Pour ce peintre qui exècre la médiocrité, le mythe traité avec profondeur et austérité tend à élever l’art vers
le sublime. Une telle audace pourrait faire sourire aujourd’hui, mais sa peinture est résolument atypique. Son style n’est ni pompier ni grandiloquent, au sublime se mêle toujours la dérision, à la cruauté, le grotesque, au beau, le laid. Sa peinture est extravagante et baroque.
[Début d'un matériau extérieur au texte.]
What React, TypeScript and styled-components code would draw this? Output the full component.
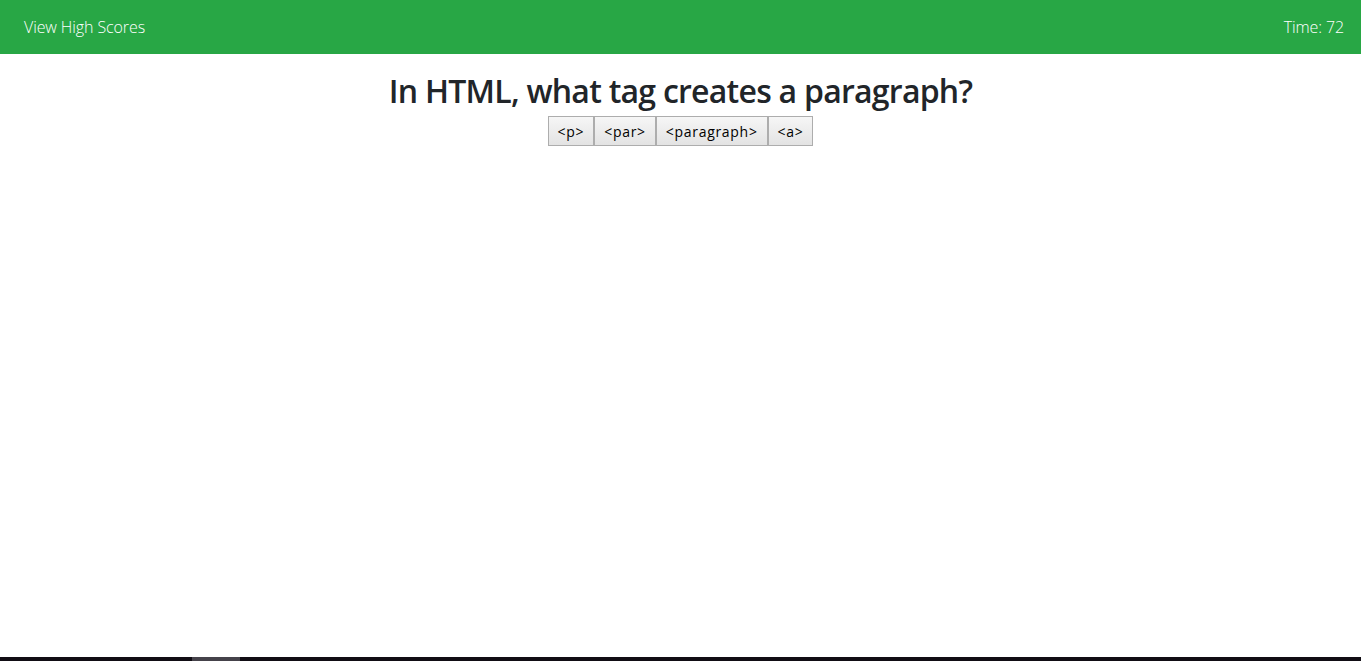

Une pluralité de personnages d’ailleurs hantent le peintre et viennent compléter sa galerie de portraits :
Dougy, l’enfant au regard d’adulte, les Goumies, sortes d’enfants fœtus malicieux, les hommes calamars visqueux et lubriques constituent entre autres une singulière mythologie personnelle. Aucune liste ne peut être exhaustive et les personnages réapparaissent ou s’inventent au gré des règles d’un jeu raconté au fur et à mesure par un enfant cruel et extralucide.
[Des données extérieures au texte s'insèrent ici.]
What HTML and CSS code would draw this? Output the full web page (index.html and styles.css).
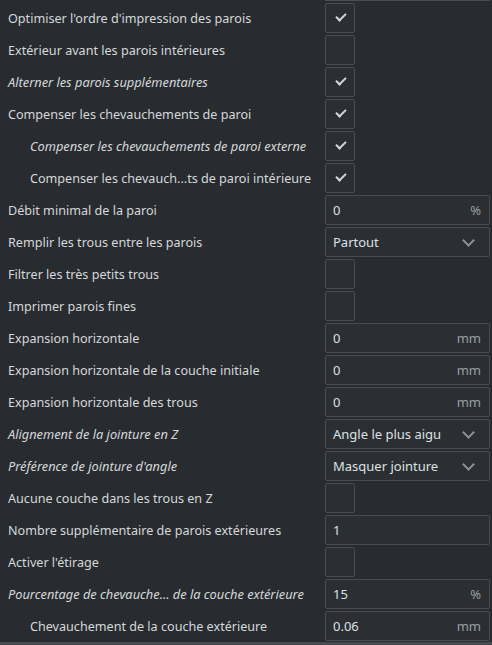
FILE: index.html
```html
<!DOCTYPE html>
<html lang="fr">
<head>
<meta charset="utf-8">
<link rel="stylesheet" href="styles.css">
</head>
<body>
<div class="panel">
  <div class="topedge"><div class="topedge-box"></div></div>
  <div class="rows">
    <div class="row"><span class="label">Optimiser l'ordre d'impression des parois</span><span class="check on"></span></div>
    <div class="row"><span class="label">Extérieur avant les parois intérieures</span><span class="check"></span></div>
    <div class="row"><span class="label it">Alterner les parois supplémentaires</span><span class="check on"></span></div>
    <div class="row"><span class="label">Compenser les chevauchements de paroi</span><span class="check on"></span></div>
    <div class="row"><span class="label it sub">Compenser les chevauchements de paroi externe</span><span class="check on"></span></div>
    <div class="row"><span class="label sub">Compenser les chevauch...ts de paroi intérieure</span><span class="check on"></span></div>
    <div class="row"><span class="label">Débit minimal de la paroi</span><span class="field"><span class="val">0</span><span class="unit">%</span></span></div>
    <div class="row"><span class="label">Remplir les trous entre les parois</span><span class="field"><span class="val">Partout</span><span class="chev"></span></span></div>
    <div class="row"><span class="label">Filtrer les très petits trous</span><span class="check"></span></div>
    <div class="row"><span class="label">Imprimer parois fines</span><span class="check"></span></div>
    <div class="row"><span class="label">Expansion horizontale</span><span class="field"><span class="val">0</span><span class="unit">mm</span></span></div>
    <div class="row"><span class="label">Expansion horizontale de la couche initiale</span><span class="field"><span class="val">0</span><span class="unit">mm</span></span></div>
    <div class="row"><span class="label">Expansion horizontale des trous</span><span class="field"><span class="val">0</span><span class="unit">mm</span></span></div>
    <div class="row"><span class="label it">Alignement de la jointure en Z</span><span class="field"><span class="val">Angle le plus aigu</span><span class="chev"></span></span></div>
    <div class="row"><span class="label it">Préférence de jointure d'angle</span><span class="field"><span class="val">Masquer jointure</span><span class="chev"></span></span></div>
    <div class="row"><span class="label">Aucune couche dans les trous en Z</span><span class="check"></span></div>
    <div class="row"><span class="label">Nombre supplémentaire de parois extérieures</span><span class="field"><span class="val">1</span></span></div>
    <div class="row"><span class="label">Activer l'étirage</span><span class="check"></span></div>
    <div class="row"><span class="label it">Pourcentage de chevauche... de la couche extérieure</span><span class="field"><span class="val">15</span><span class="unit">%</span></span></div>
    <div class="row"><span class="label sub">Chevauchement de la couche extérieure</span><span class="field"><span class="val">0.06</span><span class="unit">mm</span></span></div>
  </div>
  <div class="bottombar"></div>
</div>
</body>
</html>
```
FILE: styles.css
```css
html, body {
  margin: 0;
  padding: 0;
  background: #282c30;
}
.panel {
  width: 492px;
  height: 645px;
  overflow: hidden;
  position: relative;
  background: #282c30;
  font-family: "Noto Sans", "Open Sans", sans-serif;
  font-size: 12.6px;
  color: #d6d8da;
}
.topedge {
  height: 3px;
  padding-left: 325px;
  padding-right: 2px;
}
.topedge-box {
  height: 0;
  border-top: 1px solid #4a4e52;
}
.rows {
  display: flex;
  flex-direction: column;
  gap: 2px;
}
.row {
  display: grid;
  grid-template-columns: 317px 165px;
  align-items: center;
  height: 30px;
  padding-left: 8px;
}
.label {
  white-space: nowrap;
}
.label.it {
  font-style: italic;
  font-size: 12.8px;
}
.label.sub {
  padding-left: 22px;
}
.check {
  box-sizing: border-box;
  width: 30px;
  height: 30px;
  border: 1px solid #494d51;
  border-radius: 2px;
  background: #2b2f33;
  position: relative;
}
.check.on::after {
  content: "";
  position: absolute;
  left: 10px;
  top: 9px;
  width: 8px;
  height: 4px;
  border-left: 2px solid #d4d6d8;
  border-bottom: 2px solid #d4d6d8;
  transform: rotate(-45deg);
  transform-origin: center;
}
.field {
  box-sizing: border-box;
  height: 30px;
  border: 1px solid #494d51;
  border-radius: 2px;
  background: #2b2f33;
  display: flex;
  align-items: center;
  justify-content: space-between;
  padding: 0 8px 0 7px;
}
.val {
  color: #dde0e3;
  font-size: 13px;
}
.unit {
  color: #9b9fa3;
  font-size: 13px;
}
.chev {
  width: 7px;
  height: 7px;
  border-right: 2px solid #8d9195;
  border-bottom: 2px solid #8d9195;
  transform: rotate(45deg);
  margin-right: 8px;
  margin-top: -4px;
}
.bottombar {
  position: absolute;
  left: 0;
  right: 0;
  bottom: 0;
  height: 3px;
  background: #474b4f;
}
```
La curiosité et une sourde subversion sont motrices dans ces tableaux aux situations et personnages décalés. La cruauté est expérimentale et le spectateur s’étonne du comportement des sujets cobayes : les corps mous et résignés de petits êtres prêts à se faire croquer, le regard désespéré d’une tête de bœuf sur un tas de barbaque, les yeux fous d’un mâtin vorace. La causticité et la dérision sont aussi maîtresses dans cette œuvre où le poseur est mis à mal. Quatre hommes fort sérieux encerclant un jouet coloré et moqueur suggèrent le fiasco d’un mécénat d’universitaires, un homme triste est emporté par son nez phallique.

L’avidité, la détresse, la naïveté, le sérieux, tous les sujets morts ou vifs sont animés de sentiments immortalisés.
L’art bolzomien est vivant et curieux, c’est un hymne à la vie dans ce qu’elle a de plus complexe
et mouvementé. Peut-être devrai-je dire l’art bolzomique, l’adjectif étant mieux choisi pour parler d’une œuvre qui à le retentissement d’une explosion.